His latest adventure calls to his early zeal for finding those secret recipes. In 2014, he and Martin Doudoroff launched the Total Tiki app. Recently, they added a web-based version of Total Tiki. “We can post photos of all the places that drinks came from and profiles of all the bartenders who made the drinks with videos of them making them,” said Berry. “We even have an interactive map.”
Berry still generously shares the fruits of his labors, introducing a new generation to the recipes he pried from reluctant bartenders and excavated from old bar manuals. His office is now one of the rattan barstools at Latitude 29 where he can order his favorite drink, the Mister Curtis, and nosh on Pimento Cheese Crab Rangoons. The gentle chai spice layered with overproof Jamaican Demerara Rum, thinned out a bit with Puerto Rican Rum, is named after Wayne Curtis, a regular customer and author of the book And a Bottle of Rum: A History of the New World in Ten Cocktails.
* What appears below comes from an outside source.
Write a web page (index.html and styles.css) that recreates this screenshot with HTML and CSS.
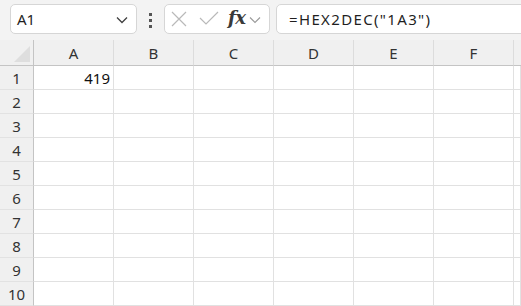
FILE: index.html
```html
<!DOCTYPE html>
<html>
<head>
<meta charset="utf-8">
<link rel="stylesheet" href="styles.css">
</head>
<body>
<div class="toolbar">
  <div class="namebox">
    <span class="name">A1</span>
    <svg class="chev" width="12" height="8" viewBox="0 0 12 8"><polyline points="1,1.5 6,6.5 11,1.5" fill="none" stroke="#404040" stroke-width="1.3"/></svg>
  </div>
  <div class="grip"><i></i><i></i><i></i></div>
  <div class="fxbox">
    <svg class="ico" width="18" height="18" viewBox="0 0 18 18"><path d="M2 2 L16 16 M16 2 L2 16" stroke="#b9b9b9" stroke-width="1.2" fill="none"/></svg>
    <svg class="ico" width="20" height="18" viewBox="0 0 20 18"><polyline points="1,8 7,14 19,2" stroke="#b9b9b9" stroke-width="1.2" fill="none"/></svg>
    <span class="fx">fx</span>
    <svg class="chev2" width="12" height="8" viewBox="0 0 12 8"><polyline points="1,1.5 6,6.5 11,1.5" fill="none" stroke="#9a9a9a" stroke-width="1.1"/></svg>
  </div>
  <div class="formula">=HEX2DEC("1A3")</div>
</div>
<div class="sheet">
  <div class="corner"><svg width="34" height="26" viewBox="0 0 34 26"><polygon points="14,22 30,22 30,6" fill="#dedede"/></svg></div>
  <div class="ch">A</div><div class="ch">B</div><div class="ch">C</div><div class="ch">D</div><div class="ch">E</div><div class="ch">F</div><div class="ch last"></div>

  <div class="rh">1</div><div class="c num">419</div><div class="c"></div><div class="c"></div><div class="c"></div><div class="c"></div><div class="c"></div><div class="c"></div>
  <div class="rh">2</div><div class="c"></div><div class="c"></div><div class="c"></div><div class="c"></div><div class="c"></div><div class="c"></div><div class="c"></div>
  <div class="rh">3</div><div class="c"></div><div class="c"></div><div class="c"></div><div class="c"></div><div class="c"></div><div class="c"></div><div class="c"></div>
  <div class="rh">4</div><div class="c"></div><div class="c"></div><div class="c"></div><div class="c"></div><div class="c"></div><div class="c"></div><div class="c"></div>
  <div class="rh">5</div><div class="c"></div><div class="c"></div><div class="c"></div><div class="c"></div><div class="c"></div><div class="c"></div><div class="c"></div>
  <div class="rh">6</div><div class="c"></div><div class="c"></div><div class="c"></div><div class="c"></div><div class="c"></div><div class="c"></div><div class="c"></div>
  <div class="rh">7</div><div class="c"></div><div class="c"></div><div class="c"></div><div class="c"></div><div class="c"></div><div class="c"></div><div class="c"></div>
  <div class="rh">8</div><div class="c"></div><div class="c"></div><div class="c"></div><div class="c"></div><div class="c"></div><div class="c"></div><div class="c"></div>
  <div class="rh">9</div><div class="c"></div><div class="c"></div><div class="c"></div><div class="c"></div><div class="c"></div><div class="c"></div><div class="c"></div>
  <div class="rh">10</div><div class="c"></div><div class="c"></div><div class="c"></div><div class="c"></div><div class="c"></div><div class="c"></div><div class="c"></div>
</div>
</body>
</html>
```
FILE: styles.css
```css
html, body {
  margin: 0;
  padding: 0;
  background: #f3f3f3;
  overflow: hidden;
  width: 521px;
  height: 306px;
  font-family: "Noto Sans", "Open Sans", sans-serif;
  color: #222;
}
.toolbar {
  height: 40px;
  box-sizing: border-box;
  padding: 4px 0 0 10px;
  display: flex;
  align-items: flex-start;
  width: 540px;
}
.namebox, .fxbox, .formula {
  height: 30px;
  box-sizing: border-box;
  background: #fff;
  border: 1px solid #d6d6d6;
  border-radius: 5px;
  display: flex;
  align-items: center;
}
.namebox {
  width: 127px;
  padding: 0 8px 0 6px;
  justify-content: space-between;
}
.name {
  font-size: 15px;
  color: #1f1f1f;
}
.chev { display: block; margin-top: 1px; }
.grip {
  width: 27px;
  display: flex;
  flex-direction: column;
  align-items: center;
  gap: 3px;
  padding-top: 9px;
}
.grip i {
  display: block;
  width: 3px;
  height: 3px;
  background: #555;
}
.fxbox {
  width: 106px;
  padding-left: 5px;
  gap: 8px;
}
.ico { display: block; }
.fxbox .ico:nth-child(2) { margin-left: 3px; }
.fx {
  font-family: "DejaVu Serif", serif;
  font-style: italic;
  font-weight: bold;
  font-size: 18px;
  color: #3a3a3a;
  margin-left: 1px;
  letter-spacing: -0.5px;
  line-height: 1;
  margin-top: -3px;
}
.chev2 { display: block; margin-left: -4px; margin-top: 1px; }
.formula {
  flex: 1;
  margin-left: 6px;
  padding-left: 12px;
  font-size: 15px;
  color: #1f1f1f;
  letter-spacing: 1.35px;
}
.sheet {
  display: grid;
  grid-template-columns: 34px repeat(6, 80px) 1fr;
  grid-template-rows: 26px repeat(10, 24px);
  background: #fff;
}
.corner {
  background: #f0f0f0;
  border-right: 1px solid #c4c4c4;
  border-bottom: 1px solid #c4c4c4;
  box-sizing: border-box;
}
.corner svg { display: block; }
.ch {
  background: #f0f0f0;
  border-right: 1px solid #dcdcdc;
  border-bottom: 1px solid #c4c4c4;
  box-sizing: border-box;
  display: flex;
  align-items: center;
  justify-content: center;
  font-size: 15px;
  color: #333;
}
.ch.last { border-right: none; }
.rh {
  background: #f0f0f0;
  border-right: 1px solid #c4c4c4;
  border-bottom: 1px solid #e2e2e2;
  box-sizing: border-box;
  display: flex;
  align-items: center;
  justify-content: center;
  font-size: 15px;
  color: #333;
}
.c {
  border-right: 1px solid #e1e1e1;
  border-bottom: 1px solid #e1e1e1;
  box-sizing: border-box;
  font-size: 15px;
  color: #111;
  display: flex;
  align-items: center;
}
.c.num {
  justify-content: flex-end;
  padding-right: 3px;
}
```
Donn Beach and Victor Jules Bergeron, Jr., may hold the title of grandfathers of tiki, but they rarely revealed their recipes. Without Jeff Berry and his archeological approach to acquiring those closely held recipes, his lifelong love of tiki culture, and his steadfast dedication to transparency, the tiki movement would have faded out as those plankholder bars closed.
“I’m just the guy in the hat with the drinks, but without Beachbum, we would not have the Navy Grog, Mai Tai, and Jungle Bird around for the next generation of ‘bums’ to discover.”
1. OUTCAST OF THE ISLANDS
(by Beachbum Berry for Latitude 29)
1 1/2 ounces Tanqueray gin
1 ounce fresh lime juice
1/2 ounce Domain de Canton ginger liqueur
1/2 ounce cinnamon syrup*
1/4 ounce Latitude 29 Formula Orgeat (available at orgeatworks.com)
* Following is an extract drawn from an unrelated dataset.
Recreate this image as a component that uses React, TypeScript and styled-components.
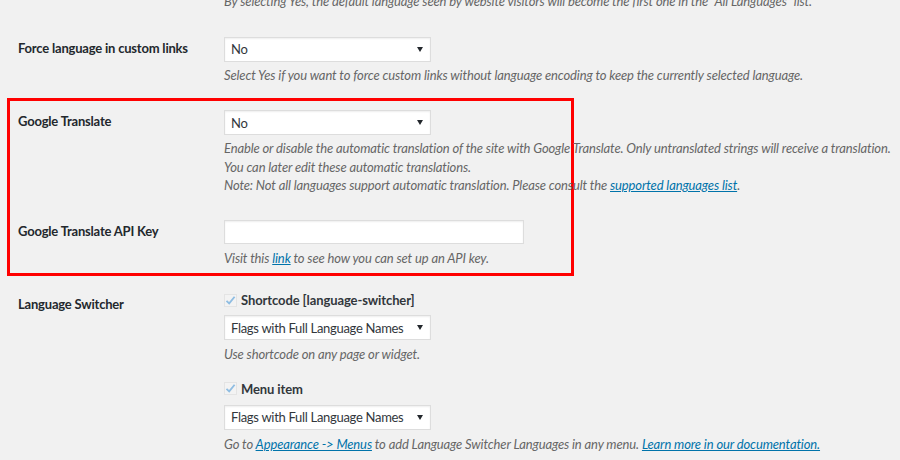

1/8 teaspoon (6 drops) Herbsaint
1/2 oz Fentiman’s ginger beer (FLOAT)
METHOD: Shake everything—except ginger beer—with ice. Strain into a teardrop glass lined with an ice shell “igloo” (pictured**) or into a cocktail coupe with no ice. Pour in ginger beer.
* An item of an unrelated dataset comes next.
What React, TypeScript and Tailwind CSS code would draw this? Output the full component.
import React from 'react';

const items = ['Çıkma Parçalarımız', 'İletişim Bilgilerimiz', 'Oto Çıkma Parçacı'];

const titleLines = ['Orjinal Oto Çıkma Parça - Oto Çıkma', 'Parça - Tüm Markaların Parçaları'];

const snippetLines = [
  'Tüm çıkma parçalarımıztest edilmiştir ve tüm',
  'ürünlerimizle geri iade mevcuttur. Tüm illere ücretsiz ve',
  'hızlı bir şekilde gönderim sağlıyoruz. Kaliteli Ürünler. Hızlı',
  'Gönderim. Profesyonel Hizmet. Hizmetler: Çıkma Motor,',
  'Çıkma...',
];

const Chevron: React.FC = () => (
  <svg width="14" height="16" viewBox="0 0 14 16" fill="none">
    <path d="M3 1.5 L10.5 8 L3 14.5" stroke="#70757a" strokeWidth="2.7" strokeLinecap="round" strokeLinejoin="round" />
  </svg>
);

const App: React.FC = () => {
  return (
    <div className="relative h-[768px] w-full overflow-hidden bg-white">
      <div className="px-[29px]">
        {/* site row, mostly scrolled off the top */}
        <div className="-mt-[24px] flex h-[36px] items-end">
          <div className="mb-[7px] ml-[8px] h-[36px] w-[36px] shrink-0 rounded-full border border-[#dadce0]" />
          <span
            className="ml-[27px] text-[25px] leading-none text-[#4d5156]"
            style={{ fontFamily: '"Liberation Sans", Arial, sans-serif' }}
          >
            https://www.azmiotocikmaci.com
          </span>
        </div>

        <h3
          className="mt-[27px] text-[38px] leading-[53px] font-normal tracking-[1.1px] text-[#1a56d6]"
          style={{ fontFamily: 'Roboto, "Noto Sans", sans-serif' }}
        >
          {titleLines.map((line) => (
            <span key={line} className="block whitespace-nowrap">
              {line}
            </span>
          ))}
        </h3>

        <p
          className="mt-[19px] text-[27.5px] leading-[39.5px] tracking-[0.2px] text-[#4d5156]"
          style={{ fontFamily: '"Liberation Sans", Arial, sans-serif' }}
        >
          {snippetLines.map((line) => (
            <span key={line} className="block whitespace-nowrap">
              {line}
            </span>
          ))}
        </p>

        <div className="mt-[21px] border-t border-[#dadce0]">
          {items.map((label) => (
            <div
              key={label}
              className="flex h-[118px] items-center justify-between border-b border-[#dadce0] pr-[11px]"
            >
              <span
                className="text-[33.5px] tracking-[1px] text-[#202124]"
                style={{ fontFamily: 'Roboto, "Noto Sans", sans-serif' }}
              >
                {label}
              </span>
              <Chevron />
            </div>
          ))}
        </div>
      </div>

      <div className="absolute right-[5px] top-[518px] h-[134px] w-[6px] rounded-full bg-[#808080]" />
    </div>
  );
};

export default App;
*Cinnamon syrup: Crush 3 cinnamon sticks with a mortar & pestle. Place the crushed sticks into a pan with 1 cup water and 1 cup organic cane sugar. Bring to a boil, stirring until sugar is dissolved, then cover and simmer on low heat for 2 minutes. Remove saucepan from heat and, keeping it covered, let sit at least 2 hours before straining and bottling. Lasts one month, refrigerated.
**Ice igloo: Make in advance by filling the empty glass with shaved ice, then pressing the ice up the sides of the glass using a muddler or spoon; place in freezer for 4 hours, or until ice shell hardens.
2. LUAU DAIQUIRI
(By Beachbum Berry for Latitude 29)
3/4 ounce fresh lime juice
3/4 ounce orange juice
3/4 oz Vanilla Re’al Madagascar Vanilla Infused Syrup
2 ounces white Puerto Rican rum
METHOD: Shake with ice cubes. Strain into a chilled cocktail coupe. Garnish with small edible purple orchid.
3. THE DEEP SIX
(By Beachbum Berry for Latitude 29)
4 oz Myers’s Dark Jamaican rum
1 oz Hamilton 151-proof Demerara rum
2 oz fresh lime juice
2 oz pineapple juice
2 1/2 oz Latitude 29 Formula Falernum (available at orgeatworks.com)
1 1/4 oz St. Elizabeth Allspice Dram
Shake with ice cubes. Pour into Deep Six Bowl (pictured, available at cocktail kingdom.com) or other tiki bowl for two. Add more ice cubes to fill. Serve with long straws, resting in straw notches on lip of bowl. Garnish with mint.
4. NAVY GROG
(Adapted from the Don The Beachcomber original by Beachbum Berry for Latitude 29)
1 1/2 oz Hamilton Beachbum Berry’s Navy Grog Blend Rum
3/4 oz fresh lime juice
3/4 oz Ocean Spray white grapefruit juice
1 oz honey mix*
Shake with ice cubes. Strain into double old-fashioned glass with ice cone around straw (pictured, Navy Grog Ice Cone Mold available at cocktail kingdom.com) or into glass filled with ice cubes. Garnish with lime wedge and mint sprig.
*Honey mix: Equal parts honey and water, stirred until honey dissolves.
5. ZOMBIE
(Adapted from the Don The Beachcomber original by Beachbum Berry for Latitude 29)
2 oz Hamilton Beachbum Berry’s Zombie Rum Blend
3/4 oz fresh lime juice
1/2 oz Ocean Spray White grapefruit juice
1/2 oz Latitude 29 Formula Falernum (available at orgeatworks.com)
1/2 oz cinnamon syrup
1/8 teaspoon (6 drops) grenadine
1/8 teaspoon (6 drops) Herbsaint
1 dash Angostura bitters
3/4 cup (6 oz) crushed ice
In an electric blender, blend everything at high speed for no more than 5 seconds. Pour into a Beachbum Berry Zombie Glass (pictured, available from cocktailkingdom.com) or other tall glass. Add ice cubes to fill. Garnish with mint.